# RECORD EXCERPTS
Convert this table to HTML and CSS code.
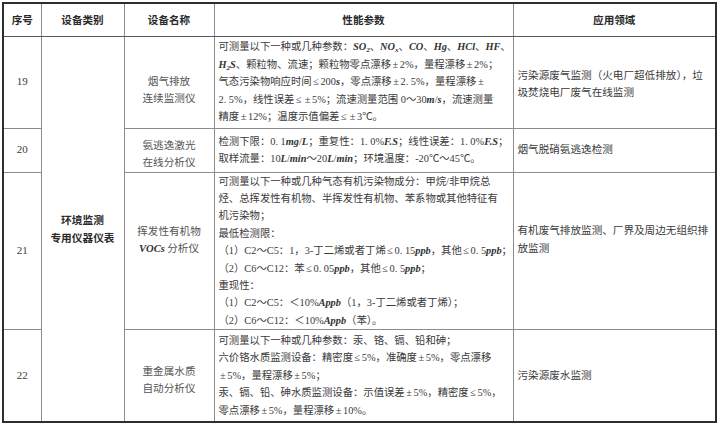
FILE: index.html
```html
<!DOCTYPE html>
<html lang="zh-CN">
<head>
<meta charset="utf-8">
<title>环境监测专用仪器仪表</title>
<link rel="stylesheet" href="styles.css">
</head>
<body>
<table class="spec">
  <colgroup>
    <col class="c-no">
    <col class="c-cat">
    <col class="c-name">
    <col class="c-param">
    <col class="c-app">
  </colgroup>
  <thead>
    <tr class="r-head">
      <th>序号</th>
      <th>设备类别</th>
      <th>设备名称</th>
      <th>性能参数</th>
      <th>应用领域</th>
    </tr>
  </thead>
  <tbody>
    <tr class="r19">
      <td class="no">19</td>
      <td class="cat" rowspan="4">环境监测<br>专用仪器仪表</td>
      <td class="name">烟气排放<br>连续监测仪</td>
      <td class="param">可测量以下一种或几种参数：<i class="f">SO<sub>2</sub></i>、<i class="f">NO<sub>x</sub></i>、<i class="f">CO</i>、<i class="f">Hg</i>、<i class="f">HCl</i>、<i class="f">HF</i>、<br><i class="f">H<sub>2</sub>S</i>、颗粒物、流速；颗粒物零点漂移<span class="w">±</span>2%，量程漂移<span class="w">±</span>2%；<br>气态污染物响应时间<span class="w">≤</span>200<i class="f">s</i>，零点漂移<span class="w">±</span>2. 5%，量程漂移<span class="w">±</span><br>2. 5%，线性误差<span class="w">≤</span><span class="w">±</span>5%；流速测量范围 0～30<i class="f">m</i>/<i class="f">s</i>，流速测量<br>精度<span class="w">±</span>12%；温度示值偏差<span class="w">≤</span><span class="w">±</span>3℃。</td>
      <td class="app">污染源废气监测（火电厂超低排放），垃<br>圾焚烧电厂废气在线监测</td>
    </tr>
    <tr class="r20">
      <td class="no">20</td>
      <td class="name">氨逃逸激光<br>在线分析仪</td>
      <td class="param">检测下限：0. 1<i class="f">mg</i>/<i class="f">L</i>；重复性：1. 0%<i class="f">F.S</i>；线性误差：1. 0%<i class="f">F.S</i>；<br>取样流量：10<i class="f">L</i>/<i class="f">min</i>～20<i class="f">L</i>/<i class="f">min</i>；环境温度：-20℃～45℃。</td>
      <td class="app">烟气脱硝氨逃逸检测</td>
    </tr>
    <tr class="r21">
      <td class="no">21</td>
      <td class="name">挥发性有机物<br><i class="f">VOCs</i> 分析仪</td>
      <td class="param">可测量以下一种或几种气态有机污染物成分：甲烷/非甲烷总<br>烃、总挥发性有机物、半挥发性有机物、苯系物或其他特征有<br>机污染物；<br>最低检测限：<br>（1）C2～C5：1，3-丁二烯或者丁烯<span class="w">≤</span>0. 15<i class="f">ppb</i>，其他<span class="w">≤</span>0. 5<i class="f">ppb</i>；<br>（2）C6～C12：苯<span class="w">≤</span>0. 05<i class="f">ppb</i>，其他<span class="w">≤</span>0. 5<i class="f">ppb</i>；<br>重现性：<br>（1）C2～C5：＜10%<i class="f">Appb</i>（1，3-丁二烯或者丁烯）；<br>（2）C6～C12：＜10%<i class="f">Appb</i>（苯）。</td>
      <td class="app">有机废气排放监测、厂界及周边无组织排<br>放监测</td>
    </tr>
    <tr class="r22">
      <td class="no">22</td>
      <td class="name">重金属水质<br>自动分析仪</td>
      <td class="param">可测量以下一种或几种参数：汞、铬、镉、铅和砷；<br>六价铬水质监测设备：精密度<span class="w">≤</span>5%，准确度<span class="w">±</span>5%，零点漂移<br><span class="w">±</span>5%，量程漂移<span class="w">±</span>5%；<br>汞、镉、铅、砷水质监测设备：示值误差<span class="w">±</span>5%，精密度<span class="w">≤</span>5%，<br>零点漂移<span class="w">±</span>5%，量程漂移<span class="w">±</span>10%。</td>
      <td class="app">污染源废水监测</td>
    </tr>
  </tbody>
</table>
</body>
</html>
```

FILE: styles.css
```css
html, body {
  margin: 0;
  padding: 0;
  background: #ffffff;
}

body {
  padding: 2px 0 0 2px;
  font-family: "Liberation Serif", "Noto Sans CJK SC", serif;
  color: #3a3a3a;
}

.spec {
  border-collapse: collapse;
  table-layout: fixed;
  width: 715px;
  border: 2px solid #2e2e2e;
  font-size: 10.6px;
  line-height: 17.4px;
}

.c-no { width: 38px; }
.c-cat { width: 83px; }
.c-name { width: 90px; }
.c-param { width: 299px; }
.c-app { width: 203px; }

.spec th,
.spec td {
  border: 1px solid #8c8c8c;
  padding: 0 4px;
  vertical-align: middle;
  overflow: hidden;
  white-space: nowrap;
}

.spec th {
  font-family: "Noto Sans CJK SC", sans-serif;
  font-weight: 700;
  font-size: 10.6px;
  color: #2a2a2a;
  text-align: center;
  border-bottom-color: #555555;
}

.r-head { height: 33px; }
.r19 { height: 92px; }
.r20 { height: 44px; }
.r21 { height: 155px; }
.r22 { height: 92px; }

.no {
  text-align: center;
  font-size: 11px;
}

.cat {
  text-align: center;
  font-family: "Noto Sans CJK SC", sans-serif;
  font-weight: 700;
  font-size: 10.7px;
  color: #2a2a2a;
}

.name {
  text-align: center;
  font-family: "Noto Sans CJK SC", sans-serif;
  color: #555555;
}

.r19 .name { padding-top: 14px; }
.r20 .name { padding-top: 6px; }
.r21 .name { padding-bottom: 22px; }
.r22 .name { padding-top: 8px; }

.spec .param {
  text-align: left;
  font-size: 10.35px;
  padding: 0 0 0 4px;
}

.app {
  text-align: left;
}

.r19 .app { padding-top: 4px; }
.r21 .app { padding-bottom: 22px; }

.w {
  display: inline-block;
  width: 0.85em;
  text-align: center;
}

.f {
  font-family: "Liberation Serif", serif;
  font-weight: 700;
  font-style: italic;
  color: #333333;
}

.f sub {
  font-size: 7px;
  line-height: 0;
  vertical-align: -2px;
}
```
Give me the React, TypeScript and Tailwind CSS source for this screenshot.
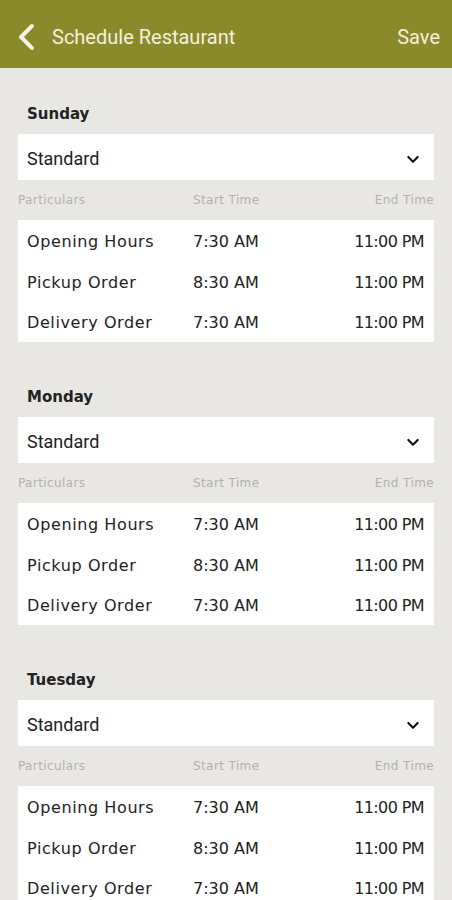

# EXERCISE DIRECTIONS
The data above needs to be retyped exactly, with the images left out.

# RIGHT ANSWER
Convert this table to HTML and CSS code.
FILE: index.html
```html
<!DOCTYPE html>
<html lang="zh-CN">
<head>
<meta charset="utf-8">
<title>环境监测专用仪器仪表</title>
<link rel="stylesheet" href="styles.css">
</head>
<body>
<table class="spec">
  <colgroup>
    <col class="c-no">
    <col class="c-cat">
    <col class="c-name">
    <col class="c-param">
    <col class="c-app">
  </colgroup>
  <thead>
    <tr class="r-head">
      <th>序号</th>
      <th>设备类别</th>
      <th>设备名称</th>
      <th>性能参数</th>
      <th>应用领域</th>
    </tr>
  </thead>
  <tbody>
    <tr class="r19">
      <td class="no">19</td>
      <td class="cat" rowspan="4">环境监测<br>专用仪器仪表</td>
      <td class="name">烟气排放<br>连续监测仪</td>
      <td class="param">可测量以下一种或几种参数：<i class="f">SO<sub>2</sub></i>、<i class="f">NO<sub>x</sub></i>、<i class="f">CO</i>、<i class="f">Hg</i>、<i class="f">HCl</i>、<i class="f">HF</i>、<br><i class="f">H<sub>2</sub>S</i>、颗粒物、流速；颗粒物零点漂移<span class="w">±</span>2%，量程漂移<span class="w">±</span>2%；<br>气态污染物响应时间<span class="w">≤</span>200<i class="f">s</i>，零点漂移<span class="w">±</span>2. 5%，量程漂移<span class="w">±</span><br>2. 5%，线性误差<span class="w">≤</span><span class="w">±</span>5%；流速测量范围 0～30<i class="f">m</i>/<i class="f">s</i>，流速测量<br>精度<span class="w">±</span>12%；温度示值偏差<span class="w">≤</span><span class="w">±</span>3℃。</td>
      <td class="app">污染源废气监测（火电厂超低排放），垃<br>圾焚烧电厂废气在线监测</td>
    </tr>
    <tr class="r20">
      <td class="no">20</td>
      <td class="name">氨逃逸激光<br>在线分析仪</td>
      <td class="param">检测下限：0. 1<i class="f">mg</i>/<i class="f">L</i>；重复性：1. 0%<i class="f">F.S</i>；线性误差：1. 0%<i class="f">F.S</i>；<br>取样流量：10<i class="f">L</i>/<i class="f">min</i>～20<i class="f">L</i>/<i class="f">min</i>；环境温度：-20℃～45℃。</td>
      <td class="app">烟气脱硝氨逃逸检测</td>
    </tr>
    <tr class="r21">
      <td class="no">21</td>
      <td class="name">挥发性有机物<br><i class="f">VOCs</i> 分析仪</td>
      <td class="param">可测量以下一种或几种气态有机污染物成分：甲烷/非甲烷总<br>烃、总挥发性有机物、半挥发性有机物、苯系物或其他特征有<br>机污染物；<br>最低检测限：<br>（1）C2～C5：1，3-丁二烯或者丁烯<span class="w">≤</span>0. 15<i class="f">ppb</i>，其他<span class="w">≤</span>0. 5<i class="f">ppb</i>；<br>（2）C6～C12：苯<span class="w">≤</span>0. 05<i class="f">ppb</i>，其他<span class="w">≤</span>0. 5<i class="f">ppb</i>；<br>重现性：<br>（1）C2～C5：＜10%<i class="f">Appb</i>（1，3-丁二烯或者丁烯）；<br>（2）C6～C12：＜10%<i class="f">Appb</i>（苯）。</td>
      <td class="app">有机废气排放监测、厂界及周边无组织排<br>放监测</td>
    </tr>
    <tr class="r22">
      <td class="no">22</td>
      <td class="name">重金属水质<br>自动分析仪</td>
      <td class="param">可测量以下一种或几种参数：汞、铬、镉、铅和砷；<br>六价铬水质监测设备：精密度<span class="w">≤</span>5%，准确度<span class="w">±</span>5%，零点漂移<br><span class="w">±</span>5%，量程漂移<span class="w">±</span>5%；<br>汞、镉、铅、砷水质监测设备：示值误差<span class="w">±</span>5%，精密度<span class="w">≤</span>5%，<br>零点漂移<span class="w">±</span>5%，量程漂移<span class="w">±</span>10%。</td>
      <td class="app">污染源废水监测</td>
    </tr>
  </tbody>
</table>
</body>
</html>
```

FILE: styles.css
```css
html, body {
  margin: 0;
  padding: 0;
  background: #ffffff;
}

body {
  padding: 2px 0 0 2px;
  font-family: "Liberation Serif", "Noto Sans CJK SC", serif;
  color: #3a3a3a;
}

.spec {
  border-collapse: collapse;
  table-layout: fixed;
  width: 715px;
  border: 2px solid #2e2e2e;
  font-size: 10.6px;
  line-height: 17.4px;
}

.c-no { width: 38px; }
.c-cat { width: 83px; }
.c-name { width: 90px; }
.c-param { width: 299px; }
.c-app { width: 203px; }

.spec th,
.spec td {
  border: 1px solid #8c8c8c;
  padding: 0 4px;
  vertical-align: middle;
  overflow: hidden;
  white-space: nowrap;
}

.spec th {
  font-family: "Noto Sans CJK SC", sans-serif;
  font-weight: 700;
  font-size: 10.6px;
  color: #2a2a2a;
  text-align: center;
  border-bottom-color: #555555;
}

.r-head { height: 33px; }
.r19 { height: 92px; }
.r20 { height: 44px; }
.r21 { height: 155px; }
.r22 { height: 92px; }

.no {
  text-align: center;
  font-size: 11px;
}

.cat {
  text-align: center;
  font-family: "Noto Sans CJK SC", sans-serif;
  font-weight: 700;
  font-size: 10.7px;
  color: #2a2a2a;
}

.name {
  text-align: center;
  font-family: "Noto Sans CJK SC", sans-serif;
  color: #555555;
}

.r19 .name { padding-top: 14px; }
.r20 .name { padding-top: 6px; }
.r21 .name { padding-bottom: 22px; }
.r22 .name { padding-top: 8px; }

.spec .param {
  text-align: left;
  font-size: 10.35px;
  padding: 0 0 0 4px;
}

.app {
  text-align: left;
}

.r19 .app { padding-top: 4px; }
.r21 .app { padding-bottom: 22px; }

.w {
  display: inline-block;
  width: 0.85em;
  text-align: center;
}

.f {
  font-family: "Liberation Serif", serif;
  font-weight: 700;
  font-style: italic;
  color: #333333;
}

.f sub {
  font-size: 7px;
  line-height: 0;
  vertical-align: -2px;
}
```
Give me the React, TypeScript and Tailwind CSS source for this screenshot.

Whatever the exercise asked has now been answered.